Communities near proposed mines add another layer of uncertainty. Rising environmental awareness and concerns over water use, biodiversity and Indigenous rights have spurred stricter permitting reviews in North America, Europe and parts of Latin America. Companies able to demonstrate low-impact extraction methods and robust community benefits stand a better chance of securing social license to operate in time to meet the decade’s mining timetable.
Near-term Policy Levers
To accelerate investment, several governments are exploring public-private financing models, tax credits for domestic processing, and strategic-reserve purchasing agreements that guarantee a future buyer for minerals mined under higher environmental standards. Transparent sourcing rules embedded in trade agreements could also tilt demand toward producers that adopt best-in-class sustainability metrics, creating a market premium that offsets cleaner technologies’ higher upfront costs.

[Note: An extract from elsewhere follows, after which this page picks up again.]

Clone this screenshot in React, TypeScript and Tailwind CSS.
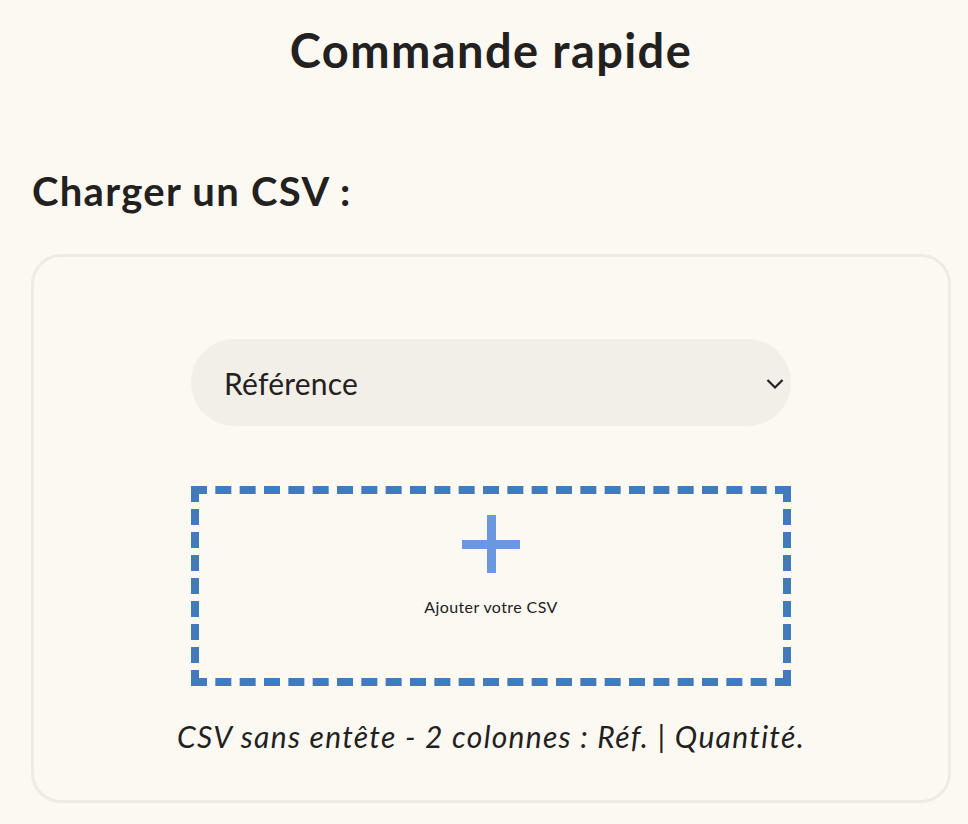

What Failure or Success Means
If the sector mobilizes the full $450 billion and executes on sustainability innovations, the clean-energy transition may avert the paradox of relying on high-carbon extraction to cut greenhouse emissions downstream. Success would distribute mineral supply more evenly, reduce exposure to geopolitical shocks, and embed recycling into industrial design from the outset, lowering future raw-material intensity.

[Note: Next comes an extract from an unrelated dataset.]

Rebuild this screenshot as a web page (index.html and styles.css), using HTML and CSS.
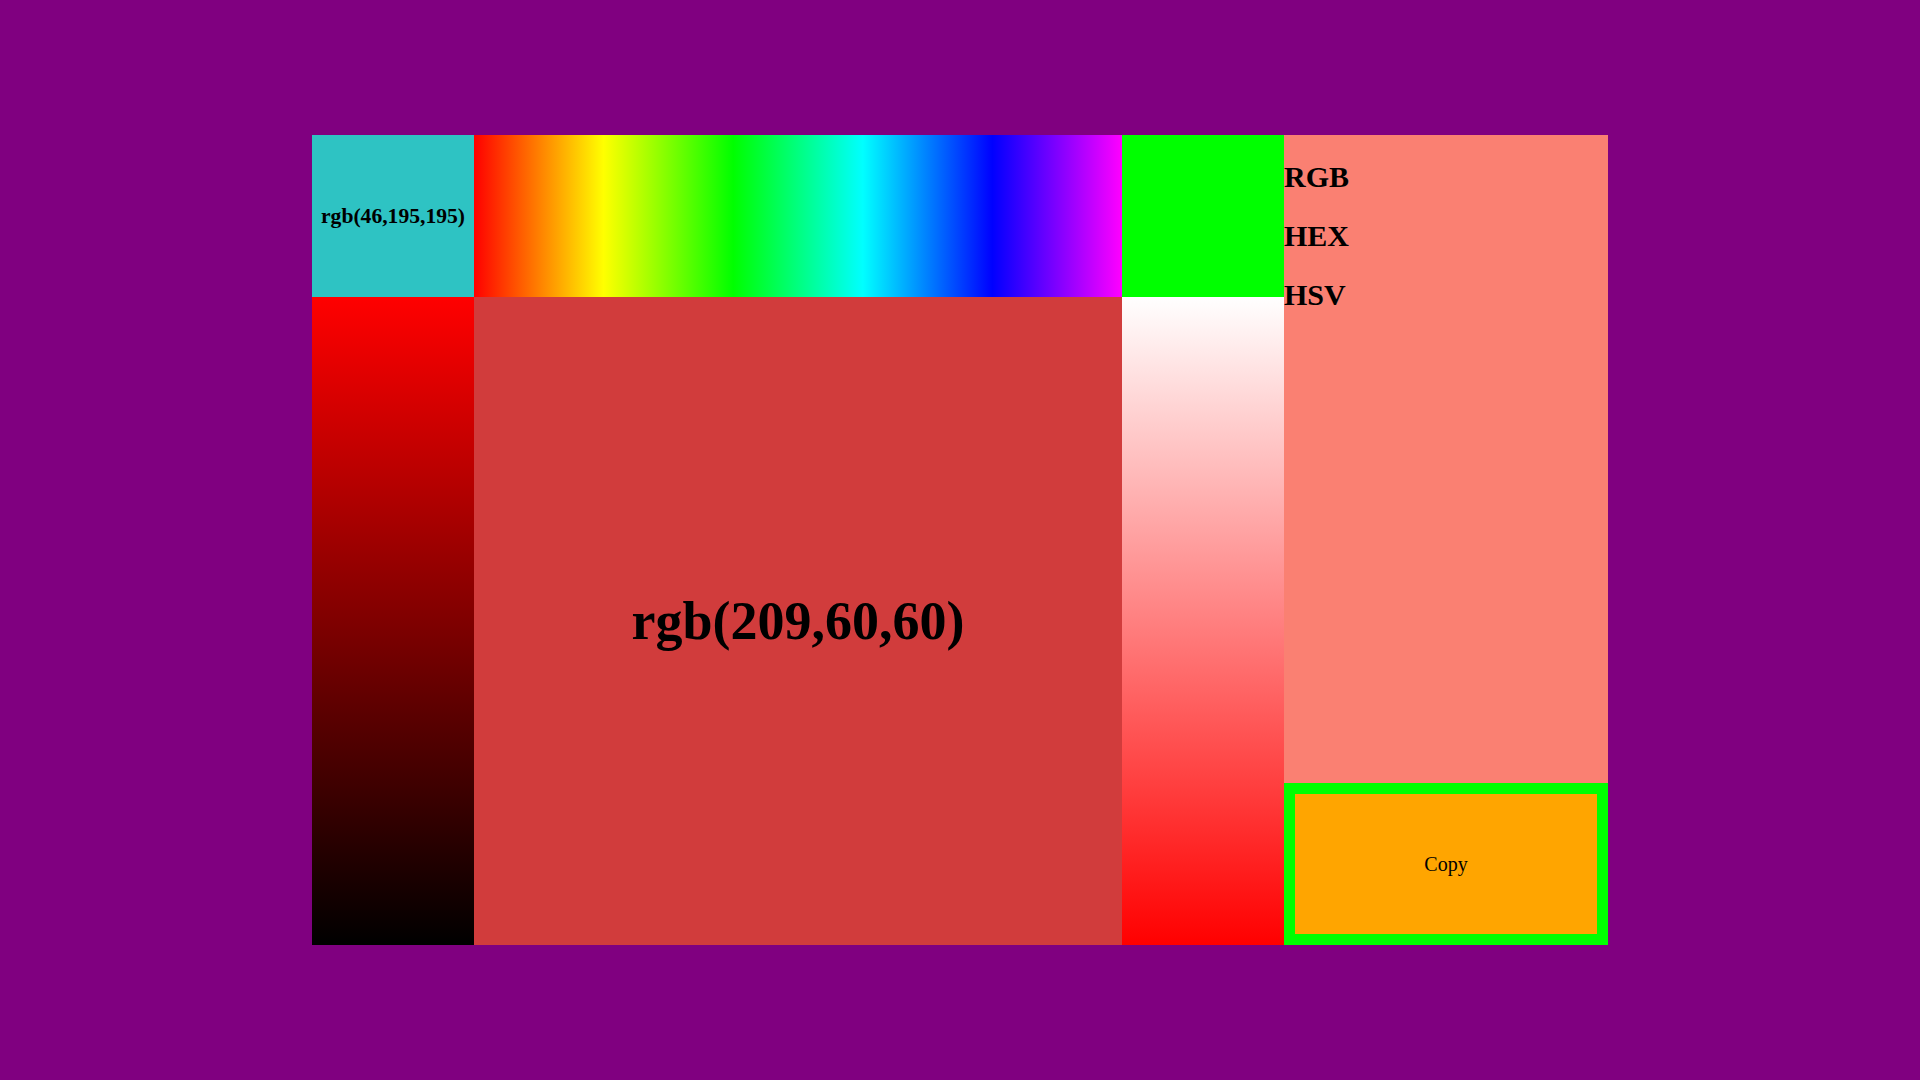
FILE: index.html
```html
<!DOCTYPE html>
<html>
<head>
<meta charset="utf-8">
<link rel="stylesheet" href="styles.css">
</head>
<body>
<div class="picker">
  <div class="current"><span>rgb(46,195,195)</span></div>
  <div class="hue"></div>
  <div class="swatch"></div>
  <div class="panel">
    <div class="labels">
      <h2 class="label">RGB</h2>
      <h2 class="label">HEX</h2>
      <h2 class="label">HSV</h2>
    </div>
    <button class="copy">Copy</button>
  </div>
  <div class="shade"></div>
  <div class="main"><span>rgb(209,60,60)</span></div>
  <div class="tint"></div>
</div>
</body>
</html>
```
FILE: styles.css
```css
html, body {
  margin: 0;
  padding: 0;
  height: 100%;
}
body {
  background: #800080;
  font-family: "Liberation Serif", "Times New Roman", serif;
  display: flex;
  align-items: center;
  justify-content: center;
}
.picker {
  display: grid;
  grid-template-columns: repeat(8, 162px);
  grid-template-rows: repeat(5, 162px);
}
.current {
  grid-column: 1;
  grid-row: 1;
  background: rgb(46,195,195);
  display: flex;
  align-items: center;
  justify-content: center;
  font-weight: bold;
  font-size: 21.6px;
}
.hue {
  grid-column: 2 / 6;
  grid-row: 1;
  background: linear-gradient(to right, #ff0000, #ffff00, #00ff00, #00ffff, #0000ff, #ff00ff);
}
.swatch {
  grid-column: 6;
  grid-row: 1;
  background: #00ff00;
}
.panel {
  grid-column: 7 / 9;
  grid-row: 1 / 6;
  background: #fa8072;
  display: flex;
  flex-direction: column;
  justify-content: space-between;
}
.labels {
  display: flow-root;
}
.label {
  font-size: 30px;
  font-weight: bold;
  margin: 0.83em 0;
}
.copy {
  height: 162px;
  width: 100%;
  border: 11px solid #00ff00;
  background: #ffa500;
  font-family: "Liberation Serif", "Times New Roman", serif;
  font-size: 20px;
  color: #000;
  padding: 0;
}
.shade {
  grid-column: 1;
  grid-row: 2 / 6;
  background: linear-gradient(to bottom, #ff0000, #000000);
}
.main {
  grid-column: 2 / 6;
  grid-row: 2 / 6;
  background: rgb(209,60,60);
  display: flex;
  align-items: center;
  justify-content: center;
  font-weight: bold;
  font-size: 54px;
}
.tint {
  grid-column: 6;
  grid-row: 2 / 6;
  background: linear-gradient(to bottom, #ffffff, #ff0000);
}
```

Conversely, under-investment or delayed approval for new mines could bottleneck core technologies just as climate deadlines loom. Prices for batteries and wind turbines would likely spike, slowing adoption rates and prolonging reliance on fossil-fuel power plants. The climate calculus is unforgiving: every year of delay in clean-energy deployment compounds cumulative emissions and risks overshooting international warming limits.
Outlook
The world has roughly seven years to align capital, technology and regulation behind a mining sector fit for the clean-energy era. The bill—up to $450 billion—appears daunting, yet represents a fraction of the trillions governments already spend on energy infrastructure annually. What is non-negotiable is time: mines, processing plants and recycling hubs cannot be willed into existence overnight. Whether 2030 arrives with supply chains robust enough to keep pace with renewable-energy rollouts will depend on decisions taken in the next two or three years, making mining’s transformation one of the most urgent and least visible front lines of the global climate fight.